*WRITTEN PROBLEM:* Would you transcribe the whole listing exactly, minus its pictures?
___ PROVIDED MATERIAL ___
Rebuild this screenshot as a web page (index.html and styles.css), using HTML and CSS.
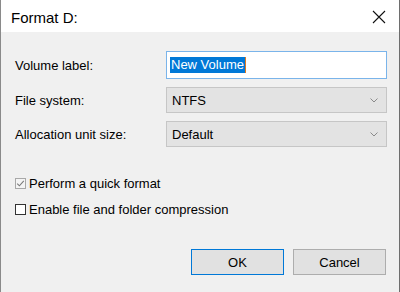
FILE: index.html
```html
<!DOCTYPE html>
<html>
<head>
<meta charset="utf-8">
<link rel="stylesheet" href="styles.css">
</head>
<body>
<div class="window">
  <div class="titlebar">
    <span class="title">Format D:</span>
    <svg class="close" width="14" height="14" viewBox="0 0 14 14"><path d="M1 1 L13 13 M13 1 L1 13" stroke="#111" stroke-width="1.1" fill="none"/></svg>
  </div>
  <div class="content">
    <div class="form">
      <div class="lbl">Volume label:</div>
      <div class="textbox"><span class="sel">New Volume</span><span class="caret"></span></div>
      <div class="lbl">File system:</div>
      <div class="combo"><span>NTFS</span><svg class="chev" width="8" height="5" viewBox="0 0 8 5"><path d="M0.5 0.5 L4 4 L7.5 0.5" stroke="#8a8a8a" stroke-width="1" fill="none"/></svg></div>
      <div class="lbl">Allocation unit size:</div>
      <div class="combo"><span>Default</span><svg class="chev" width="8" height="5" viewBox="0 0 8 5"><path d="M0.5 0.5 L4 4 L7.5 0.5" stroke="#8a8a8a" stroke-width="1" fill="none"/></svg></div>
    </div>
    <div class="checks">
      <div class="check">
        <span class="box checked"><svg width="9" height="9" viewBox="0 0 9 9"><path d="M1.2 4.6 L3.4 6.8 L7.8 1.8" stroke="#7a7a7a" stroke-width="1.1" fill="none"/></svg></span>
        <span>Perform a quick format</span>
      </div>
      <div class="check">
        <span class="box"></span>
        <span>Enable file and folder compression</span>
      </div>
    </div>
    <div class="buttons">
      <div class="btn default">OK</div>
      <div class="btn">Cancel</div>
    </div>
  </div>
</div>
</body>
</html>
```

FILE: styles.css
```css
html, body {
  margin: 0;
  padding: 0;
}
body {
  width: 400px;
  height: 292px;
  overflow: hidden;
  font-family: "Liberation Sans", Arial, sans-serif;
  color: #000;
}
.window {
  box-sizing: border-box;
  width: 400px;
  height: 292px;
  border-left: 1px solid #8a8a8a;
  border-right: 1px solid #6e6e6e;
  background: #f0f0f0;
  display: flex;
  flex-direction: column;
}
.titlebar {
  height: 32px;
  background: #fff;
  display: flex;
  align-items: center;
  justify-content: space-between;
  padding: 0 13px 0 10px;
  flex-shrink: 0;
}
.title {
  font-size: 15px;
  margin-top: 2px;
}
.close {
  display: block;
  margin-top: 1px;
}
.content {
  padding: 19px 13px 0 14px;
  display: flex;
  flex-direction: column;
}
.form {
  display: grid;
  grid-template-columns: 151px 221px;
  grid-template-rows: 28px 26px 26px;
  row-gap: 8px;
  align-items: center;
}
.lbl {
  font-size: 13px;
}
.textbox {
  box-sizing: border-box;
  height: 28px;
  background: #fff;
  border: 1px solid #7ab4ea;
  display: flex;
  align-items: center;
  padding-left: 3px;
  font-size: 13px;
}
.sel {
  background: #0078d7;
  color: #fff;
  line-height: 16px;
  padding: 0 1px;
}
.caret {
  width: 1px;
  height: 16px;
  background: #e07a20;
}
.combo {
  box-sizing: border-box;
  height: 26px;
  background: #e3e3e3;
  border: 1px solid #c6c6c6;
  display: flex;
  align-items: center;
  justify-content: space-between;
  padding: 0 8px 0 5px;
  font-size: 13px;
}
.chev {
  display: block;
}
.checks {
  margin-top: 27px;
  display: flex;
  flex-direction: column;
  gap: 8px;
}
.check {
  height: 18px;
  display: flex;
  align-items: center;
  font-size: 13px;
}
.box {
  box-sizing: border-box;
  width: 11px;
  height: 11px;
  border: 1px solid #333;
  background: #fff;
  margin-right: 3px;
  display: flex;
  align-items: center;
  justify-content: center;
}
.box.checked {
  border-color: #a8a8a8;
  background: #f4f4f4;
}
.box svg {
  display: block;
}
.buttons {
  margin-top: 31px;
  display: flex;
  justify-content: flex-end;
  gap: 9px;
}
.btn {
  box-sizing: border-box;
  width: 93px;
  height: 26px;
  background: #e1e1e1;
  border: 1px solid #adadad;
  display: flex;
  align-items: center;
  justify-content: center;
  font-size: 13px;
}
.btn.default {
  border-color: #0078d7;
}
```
___
*PROBLEM SOLUTION:*
Rebuild this screenshot as a web page (index.html and styles.css), using HTML and CSS.
FILE: index.html
```html
<!DOCTYPE html>
<html>
<head>
<meta charset="utf-8">
<link rel="stylesheet" href="styles.css">
</head>
<body>
<div class="window">
  <div class="titlebar">
    <span class="title">Format D:</span>
    <svg class="close" width="14" height="14" viewBox="0 0 14 14"><path d="M1 1 L13 13 M13 1 L1 13" stroke="#111" stroke-width="1.1" fill="none"/></svg>
  </div>
  <div class="content">
    <div class="form">
      <div class="lbl">Volume label:</div>
      <div class="textbox"><span class="sel">New Volume</span><span class="caret"></span></div>
      <div class="lbl">File system:</div>
      <div class="combo"><span>NTFS</span><svg class="chev" width="8" height="5" viewBox="0 0 8 5"><path d="M0.5 0.5 L4 4 L7.5 0.5" stroke="#8a8a8a" stroke-width="1" fill="none"/></svg></div>
      <div class="lbl">Allocation unit size:</div>
      <div class="combo"><span>Default</span><svg class="chev" width="8" height="5" viewBox="0 0 8 5"><path d="M0.5 0.5 L4 4 L7.5 0.5" stroke="#8a8a8a" stroke-width="1" fill="none"/></svg></div>
    </div>
    <div class="checks">
      <div class="check">
        <span class="box checked"><svg width="9" height="9" viewBox="0 0 9 9"><path d="M1.2 4.6 L3.4 6.8 L7.8 1.8" stroke="#7a7a7a" stroke-width="1.1" fill="none"/></svg></span>
        <span>Perform a quick format</span>
      </div>
      <div class="check">
        <span class="box"></span>
        <span>Enable file and folder compression</span>
      </div>
    </div>
    <div class="buttons">
      <div class="btn default">OK</div>
      <div class="btn">Cancel</div>
    </div>
  </div>
</div>
</body>
</html>
```

FILE: styles.css
```css
html, body {
  margin: 0;
  padding: 0;
}
body {
  width: 400px;
  height: 292px;
  overflow: hidden;
  font-family: "Liberation Sans", Arial, sans-serif;
  color: #000;
}
.window {
  box-sizing: border-box;
  width: 400px;
  height: 292px;
  border-left: 1px solid #8a8a8a;
  border-right: 1px solid #6e6e6e;
  background: #f0f0f0;
  display: flex;
  flex-direction: column;
}
.titlebar {
  height: 32px;
  background: #fff;
  display: flex;
  align-items: center;
  justify-content: space-between;
  padding: 0 13px 0 10px;
  flex-shrink: 0;
}
.title {
  font-size: 15px;
  margin-top: 2px;
}
.close {
  display: block;
  margin-top: 1px;
}
.content {
  padding: 19px 13px 0 14px;
  display: flex;
  flex-direction: column;
}
.form {
  display: grid;
  grid-template-columns: 151px 221px;
  grid-template-rows: 28px 26px 26px;
  row-gap: 8px;
  align-items: center;
}
.lbl {
  font-size: 13px;
}
.textbox {
  box-sizing: border-box;
  height: 28px;
  background: #fff;
  border: 1px solid #7ab4ea;
  display: flex;
  align-items: center;
  padding-left: 3px;
  font-size: 13px;
}
.sel {
  background: #0078d7;
  color: #fff;
  line-height: 16px;
  padding: 0 1px;
}
.caret {
  width: 1px;
  height: 16px;
  background: #e07a20;
}
.combo {
  box-sizing: border-box;
  height: 26px;
  background: #e3e3e3;
  border: 1px solid #c6c6c6;
  display: flex;
  align-items: center;
  justify-content: space-between;
  padding: 0 8px 0 5px;
  font-size: 13px;
}
.chev {
  display: block;
}
.checks {
  margin-top: 27px;
  display: flex;
  flex-direction: column;
  gap: 8px;
}
.check {
  height: 18px;
  display: flex;
  align-items: center;
  font-size: 13px;
}
.box {
  box-sizing: border-box;
  width: 11px;
  height: 11px;
  border: 1px solid #333;
  background: #fff;
  margin-right: 3px;
  display: flex;
  align-items: center;
  justify-content: center;
}
.box.checked {
  border-color: #a8a8a8;
  background: #f4f4f4;
}
.box svg {
  display: block;
}
.buttons {
  margin-top: 31px;
  display: flex;
  justify-content: flex-end;
  gap: 9px;
}
.btn {
  box-sizing: border-box;
  width: 93px;
  height: 26px;
  background: #e1e1e1;
  border: 1px solid #adadad;
  display: flex;
  align-items: center;
  justify-content: center;
  font-size: 13px;
}
.btn.default {
  border-color: #0078d7;
}
```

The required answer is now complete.